Records with interface code:
++++++++++++++++++++

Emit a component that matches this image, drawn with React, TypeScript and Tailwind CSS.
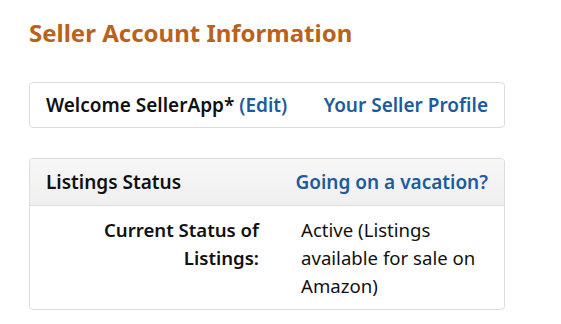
export default function App() {
  return (
    <div className="min-h-screen w-full bg-white px-[29px] pt-[18px] font-['Noto_Sans',sans-serif] text-[#111]">
      <h1 className="text-[24px] font-bold leading-[30px] text-[#b9621c]">Seller Account Information</h1>

      <div className="mt-[34px] flex h-[46px] w-[476px] items-center justify-between rounded-[4px] border border-[#dcdcdc] px-4">
        <div className="text-[19px] font-semibold">
          Welcome SellerApp* <span className="text-[#1d5b9c]">(Edit)</span>
        </div>
        <div className="text-[19px] font-semibold text-[#1d5b9c]">Your Seller Profile</div>
      </div>

      <div className="mt-[30px] w-[476px] overflow-hidden rounded-[4px] border border-[#dcdcdc]">
        <div className="flex h-[47px] items-center justify-between border-b border-[#dcdcdc] bg-gradient-to-b from-[#f7f7f7] to-[#efefef] px-4">
          <div className="text-[19px] font-semibold">Listings Status</div>
          <div className="text-[19px] font-semibold text-[#1d5b9c]">Going on a vacation?</div>
        </div>
        <div className="flex gap-[42px] pb-[9px] pl-4 pt-[10px] text-[18.6px] leading-[28px]">
          <div className="w-[213px] text-right font-semibold">Current Status of Listings:</div>
          <div className="w-[190px]">Active (Listings available for sale on Amazon)</div>
        </div>
      </div>
    </div>
  );
}
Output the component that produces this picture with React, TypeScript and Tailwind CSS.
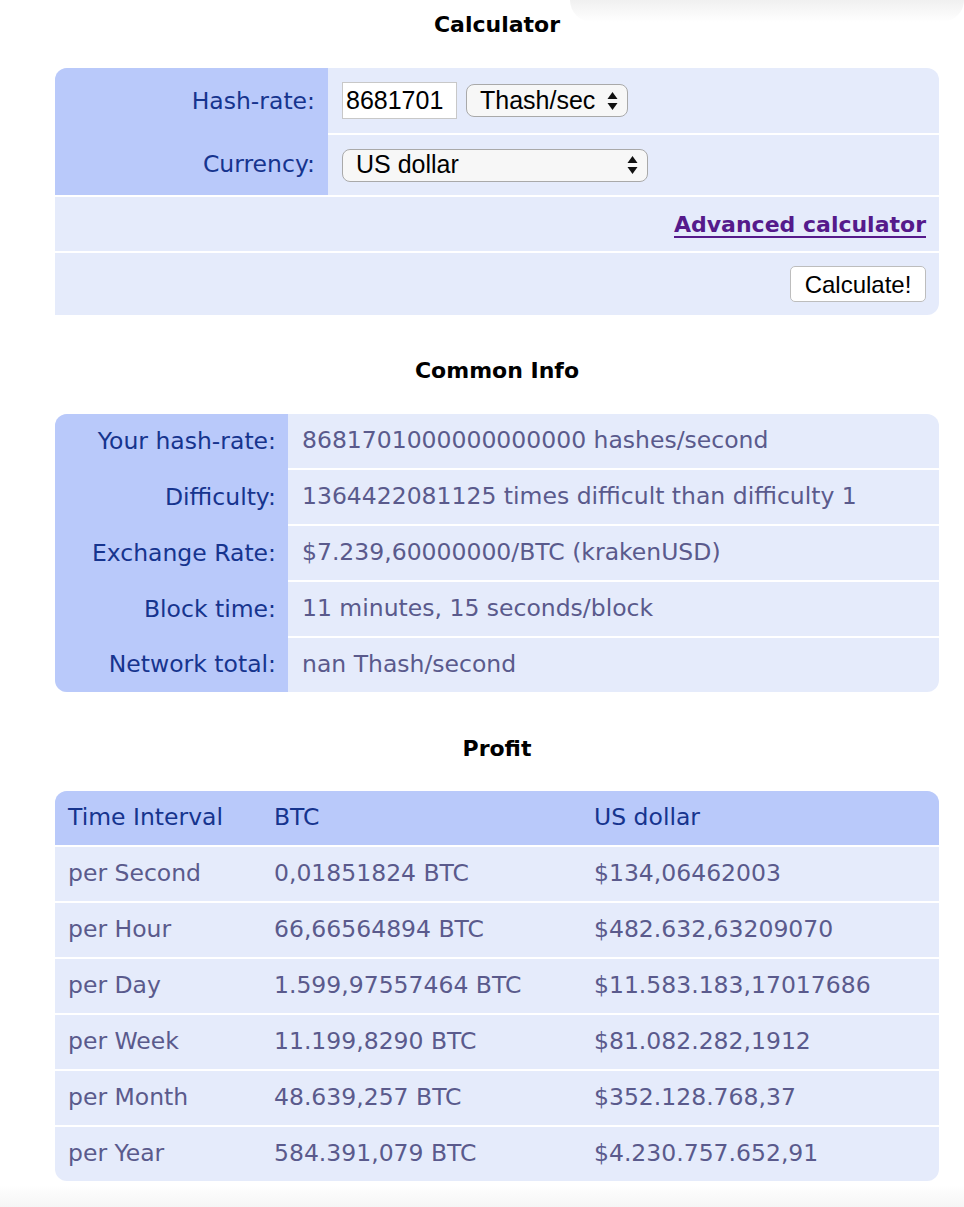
import React from "react";

const labelFont = "font-['DejaVu_Sans',Verdana,sans-serif]";
const ctrlFont = "font-['Liberation_Sans',Arial,sans-serif]";

const Arrows: React.FC = () => (
  <svg width="11" height="20" viewBox="0 0 11 20" className="shrink-0">
    <path d="M5.5 1 L10.5 8 L0.5 8 Z" fill="#111" />
    <path d="M5.5 19 L10.5 12 L0.5 12 Z" fill="#111" />
  </svg>
);

const Heading: React.FC<{ children: React.ReactNode; className?: string }> = ({ children, className }) => (
  <div className={`h-[48px] flex items-center justify-center text-[22px] font-bold text-black ${labelFont} ${className ?? ""}`}>
    {children}
  </div>
);

const info = [
  ["Your hash-rate:", "8681701000000000000 hashes/second"],
  ["Difficulty:", "1364422081125 times difficult than difficulty 1"],
  ["Exchange Rate:", "$7.239,60000000/BTC (krakenUSD)"],
  ["Block time:", "11 minutes, 15 seconds/block"],
  ["Network total:", "nan Thash/second"],
];

const profit = [
  ["per Second", "0,01851824 BTC", "$134,06462003"],
  ["per Hour", "66,66564894 BTC", "$482.632,63209070"],
  ["per Day", "1.599,97557464 BTC", "$11.583.183,17017686"],
  ["per Week", "11.199,8290 BTC", "$81.082.282,1912"],
  ["per Month", "48.639,257 BTC", "$352.128.768,37"],
  ["per Year", "584.391,079 BTC", "$4.230.757.652,91"],
];

export default function App() {
  return (
    <div className={`relative w-[964px] h-[1207px] bg-white overflow-hidden ${labelFont}`}>
      {/* shadow of an overlay at the top right */}
      <div className="absolute top-0 left-[570px] right-0 h-[22px] bg-gradient-to-b from-[#f0f0f0] to-transparent rounded-b-[40px] pointer-events-none" />

      <div className="px-[55px] pr-[25px]">
        <Heading>Calculator</Heading>

        {/* Calculator */}
        <div className="mt-[20px] bg-[#e5ebfb] rounded-tl-[12px] rounded-tr-[12px] rounded-br-[12px] overflow-hidden">
          <div className="grid grid-cols-[273px_1fr] border-b-2 border-white">
            <div className="bg-[#b9c9fa] flex flex-col text-[23.5px] text-[#16348e]">
              <div className="h-[67px] flex items-center justify-end pr-[13px]">Hash-rate:</div>
              <div className="h-[60px] flex items-center justify-end pr-[13px]">Currency:</div>
            </div>
            <div className="flex flex-col">
              <div className="h-[67px] flex items-center pl-[14px] gap-[9px] border-b-2 border-white">
                <div className={`w-[115px] h-[37px] bg-white border border-[#c8c8c8] flex items-center pl-[3px] text-[25px] text-black ${ctrlFont}`}>
                  8681701
                </div>
                <div className={`w-[162px] h-[33px] bg-[#f7f7f7] border-[1.5px] border-[#a9a9a9] rounded-[8px] flex items-center justify-between pl-[13px] pr-[9px] text-[25px] text-black ${ctrlFont}`}>
                  <span>Thash/sec</span>
                  <Arrows />
                </div>
              </div>
              <div className="h-[60px] flex items-center pl-[14px]">
                <div className={`w-[306px] h-[33px] bg-[#f7f7f7] border-[1.5px] border-[#a9a9a9] rounded-[8px] flex items-center justify-between pl-[13px] pr-[9px] text-[25px] text-black ${ctrlFont}`}>
                  <span>US dollar</span>
                  <Arrows />
                </div>
              </div>
            </div>
          </div>
          <div className="h-[56px] flex items-center justify-end pr-[13px] border-b-2 border-white">
            <a href="#" className="text-[22px] font-bold text-[#551a8b] underline underline-offset-[4px] decoration-[2px]">
              Advanced calculator
            </a>
          </div>
          <div className="h-[62px] flex items-center justify-end pr-[13px]">
            <button className={`w-[136px] h-[36px] bg-white border-[1.5px] border-[#bdbdbd] rounded-[5px] text-[24px] text-black ${ctrlFont}`}>
              Calculate!
            </button>
          </div>
        </div>

        <Heading className="mt-[31px]">Common Info</Heading>

        {/* Common info */}
        <div className="mt-[20px] grid grid-cols-[233px_1fr] rounded-[12px] overflow-hidden bg-[#e5ebfb] text-[23.5px]">
          <div className="bg-[#b9c9fa] flex flex-col text-[#16348e]">
            {info.map(([label], i) => (
              <div key={i} className={`flex items-center justify-end pr-[12px] ${i < info.length - 1 ? "h-[56px]" : "h-[54px]"}`}>
                {label}
              </div>
            ))}
          </div>
          <div className="flex flex-col text-[#5a5a8c]">
            {info.map(([, value], i) => (
              <div
                key={i}
                className={`flex items-center pl-[14px] whitespace-nowrap ${i < info.length - 1 ? "h-[56px] border-b-2 border-white" : "h-[54px]"}`}
              >
                {value}
              </div>
            ))}
          </div>
        </div>

        <Heading className="mt-[32px]">Profit</Heading>

        {/* Profit */}
        <div className="mt-[19px] rounded-[12px] overflow-hidden bg-[#e5ebfb] text-[23.5px]">
          <div className="h-[56px] grid grid-cols-[206px_320px_1fr] items-center bg-[#b9c9fa] text-[#16348e] border-b-2 border-white">
            <div className="pl-[13px]">Time Interval</div>
            <div className="pl-[13px]">BTC</div>
            <div className="pl-[13px]">US dollar</div>
          </div>
          {profit.map(([a, b, c], i) => (
            <div
              key={i}
              className={`grid grid-cols-[206px_320px_1fr] items-center text-[#5a5a8c] whitespace-nowrap ${i < profit.length - 1 ? "h-[56px] border-b-2 border-white" : "h-[54px]"}`}
            >
              <div className="pl-[13px]">{a}</div>
              <div className="pl-[13px]">{b}</div>
              <div className="pl-[13px]">{c}</div>
            </div>
          ))}
        </div>
      </div>

      {/* faint shade at the bottom */}
      <div className="mt-[4px] h-[30px] bg-gradient-to-b from-white to-[#f2f2f2]" />
    </div>
  );
}
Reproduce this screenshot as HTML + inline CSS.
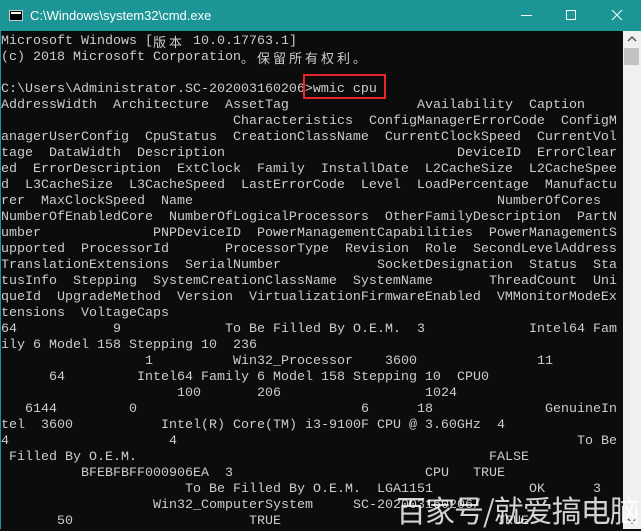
<!DOCTYPE html>
<html><head><meta charset="utf-8"><style>
html,body{margin:0;padding:0;width:641px;height:529px;overflow:hidden;background:#0c0c0c}
#title{position:absolute;left:0;top:0;width:641px;height:31px;background:#1b9595;color:#fff;font:13px "Liberation Sans",sans-serif}
#title .t{position:absolute;left:30px;top:8px}
#ico{position:absolute;left:9px;top:10px;width:14px;height:11px;background:#000;border:1px solid #ccc;box-sizing:border-box}
#ico:after{content:"";position:absolute;left:1px;top:1px;width:10px;height:2px;background:#fff}
#con{position:absolute;left:0;top:31px;width:623px;height:498px;background:#0c0c0c;border-left:1px solid #1b9595;box-sizing:border-box}
#sb{position:absolute;left:623px;top:31px;width:18px;height:498px;background:#f0f0f0}
#thumb{position:absolute;left:1px;top:17px;width:15px;height:17px;background:#c2c2c2}
.tk{position:absolute;white-space:pre;color:#cccccc;font:13.33px "Liberation Mono",monospace;line-height:16px;height:16px}
.cj{display:inline-block;width:16px;font-family:"Noto Sans CJK SC",sans-serif;font-size:13px;line-height:16px;height:16px;vertical-align:top;text-align:left}
#box{position:absolute;left:303px;top:74px;width:83px;height:25px;border:2px solid #e8242c;box-sizing:border-box}
#wm{position:absolute;left:396px;top:487px;font:30px "Noto Sans CJK SC",sans-serif;color:rgba(255,255,255,.82);white-space:nowrap;letter-spacing:-1px}
</style></head><body>
<div id="title"><div id="ico"></div><span class="t">C:\Windows\system32\cmd.exe</span>
<svg style="position:absolute;left:500px;top:0" width="141" height="31"><line x1="21" y1="15.5" x2="32" y2="15.5" stroke="#fff" stroke-width="1"/><rect x="66.5" y="10.5" width="9" height="9" fill="none" stroke="#fff"/><path d="M112 10 L122 20 M122 10 L112 20" stroke="#fff" stroke-width="1"/></svg></div>
<div id="con"></div>
<div id="sb"><svg width="18" height="16"><path d="M5 10 L9 6 L13 10" fill="none" stroke="#555" stroke-width="1.5"/></svg><div id="thumb"></div>
<svg style="position:absolute;left:0;bottom:0" width="18" height="16"><path d="M5 6 L9 10 L13 6" fill="none" stroke="#555" stroke-width="1.5"/></svg></div>
<div id="out"></div>
<div id="box"></div>
<div id="wm">百家号/就爱搞电脑</div>
<script>
var L=[
[[0,"Microsoft Windows ["],[19,"版本"],[23," 10.0.17763.1]"]],
[[0,"(c) 2018 Microsoft Corporation"],[30,"。保留所有权利。"]],
[],
[[0,"C:\\Users\\Administrator.SC-202003160206>wmic cpu"]],
[[0,"AddressWidth  Architecture  AssetTag"],[52,"Availability  Caption"]],
[[29,"Characteristics  ConfigManagerErrorCode  ConfigM"]],
[[0,"anagerUserConfig  CpuStatus  CreationClassName  CurrentClockSpeed  CurrentVol"]],
[[0,"tage  DataWidth  Description"],[57,"DeviceID  ErrorClear"]],
[[0,"ed  ErrorDescription  ExtClock  Family  InstallDate  L2CacheSize  L2CacheSpee"]],
[[0,"d  L3CacheSize  L3CacheSpeed  LastErrorCode  Level  LoadPercentage  Manufactu"]],
[[0,"rer  MaxClockSpeed  Name"],[62,"NumberOfCores"]],
[[0,"NumberOfEnabledCore  NumberOfLogicalProcessors  OtherFamilyDescription  PartN"]],
[[0,"umber"],[19,"PNPDeviceID  PowerManagementCapabilities  PowerManagementS"]],
[[0,"upported  ProcessorId"],[28,"ProcessorType  Revision  Role  SecondLevelAddress"]],
[[0,"TranslationExtensions  SerialNumber"],[47,"SocketDesignation  Status  Sta"]],
[[0,"tusInfo  Stepping  SystemCreationClassName  SystemName"],[61,"ThreadCount  Uni"]],
[[0,"queId  UpgradeMethod  Version  VirtualizationFirmwareEnabled  VMMonitorModeEx"]],
[[0,"tensions  VoltageCaps"]],
[[0,"64"],[14,"9"],[28,"To Be Filled By O.E.M."],[52,"3"],[66,"Intel64 Fam"]],
[[0,"ily 6 Model 158 Stepping 10"],[29,"236"]],
[[18,"1"],[29,"Win32_Processor"],[48,"3600"],[67,"11"]],
[[6,"64"],[17,"Intel64 Family 6 Model 158 Stepping 10"],[57,"CPU0"]],
[[22,"100"],[32,"206"],[53,"1024"]],
[[3,"6144"],[16,"0"],[45,"6"],[52,"18"],[68,"GenuineIn"]],
[[0,"tel  3600"],[20,"Intel(R) Core(TM) i3-9100F CPU @ 3.60GHz"],[62,"4"]],
[[0,"4"],[21,"4"],[72,"To Be"]],
[[1,"Filled By O.E.M."],[61,"FALSE"]],
[[10,"BFEBFBFF000906EA"],[28,"3"],[53,"CPU"],[59,"TRUE"]],
[[23,"To Be Filled By O.E.M."],[47,"LGA1151"],[66,"OK"],[74,"3"]],
[[19,"Win32_ComputerSystem"],[44,"SC-202003160206/"]],
[[7,"50"],[31,"TRUE"],[62,"TRUE"]]
];
var out=document.getElementById('out');
L.forEach(function(line,i){line.forEach(function(t){var s=document.createElement('div');s.className='tk';s.style.left=(1+t[0]*8)+'px';s.style.top=(34+i*16)+'px';
var h='';for(var c of t[1]){if(c.charCodeAt(0)>0x2e80)h+='<span class="cj">'+c+'</span>';else h+=c.replace(/&/g,'&amp;').replace(/</g,'&lt;');}
s.innerHTML=h;out.appendChild(s);});});
</script>
</body></html>
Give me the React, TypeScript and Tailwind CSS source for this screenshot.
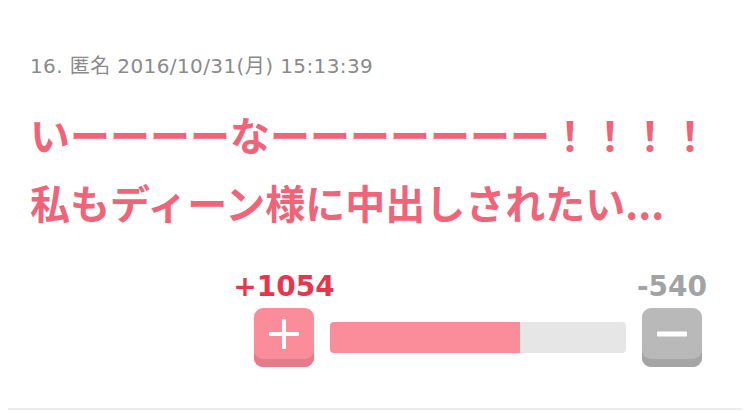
const votes = { up: 1054, down: 540 };

function PlusIcon() {
  return (
    <svg width="30" height="30" viewBox="0 0 30 30" aria-hidden="true">
      <rect x="13" y="0" width="4" height="30" rx="1" fill="#ffffff" />
      <rect x="0" y="13" width="30" height="4" rx="1" fill="#ffffff" />
    </svg>
  );
}

function MinusIcon() {
  return (
    <svg width="30" height="6" viewBox="0 0 30 6" aria-hidden="true">
      <rect x="0" y="0.5" width="30" height="5" rx="1" fill="#ffffff" />
    </svg>
  );
}

export default function App() {
  const ratio = votes.up / (votes.up + votes.down);
  return (
    <div className="w-[750px] h-[411px] bg-white overflow-hidden">
      <div className="mx-2 h-[410px] border-b-2 border-[#ececec] px-[22px] pt-[53px]">
        <div
          className="text-[20px] leading-[26px] tracking-[0.4px] text-[#8a8a8a]"
          style={{ fontFamily: '"DejaVu Sans", "Noto Sans CJK JP", sans-serif' }}
        >
          16. 匿名 2016/10/31(月) 15:13:39
        </div>
        <div
          className="mt-[21px] text-[40px] leading-[68px] font-bold text-[#f0647a]"
          style={{ fontFamily: '"Noto Sans CJK JP", sans-serif' }}
        >
          <div>いーーーーなーーーーーーー！！！！</div>
          <div>私もディーン様に中出しされたい...</div>
        </div>
        <div className="mt-[37px] flex justify-end pr-[18px]">
          <div className="flex items-end gap-4">
            <div className="flex w-[60px] flex-col items-center">
              <div
                className="whitespace-nowrap text-[28px] leading-[27px] font-bold text-[#e8354d]"
                style={{ fontFamily: '"DejaVu Sans", sans-serif' }}
              >
                +{votes.up}
              </div>
              <button className="mt-2 flex h-[59px] w-[60px] items-center justify-center rounded-[9px] bg-[#fb8d9b] pb-[8px] shadow-[inset_0_-8px_0_#e47a8a]">
                <PlusIcon />
              </button>
            </div>
            <div className="mb-[14px] h-[31px] w-[296px] overflow-hidden rounded-[4px] bg-[#e6e6e6]">
              <div className="h-full bg-[#fb8d9b]" style={{ width: `${ratio * 97}%` }} />
            </div>
            <div className="flex w-[60px] flex-col items-center">
              <div
                className="whitespace-nowrap text-[28px] leading-[27px] font-bold text-[#a3a3a3]"
                style={{ fontFamily: '"DejaVu Sans", sans-serif' }}
              >
                -{votes.down}
              </div>
              <button className="mt-2 flex h-[59px] w-[60px] items-center justify-center rounded-[9px] bg-[#b9b9b9] pb-[8px] shadow-[inset_0_-8px_0_#a5a5a5]">
                <MinusIcon />
              </button>
            </div>
          </div>
        </div>
      </div>
    </div>
  );
}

++++++++++++++++++++

*Work required*:
The string "this" may appear in lines of the listing above; tally those lines and give the number only.

*Solved exercise*:
4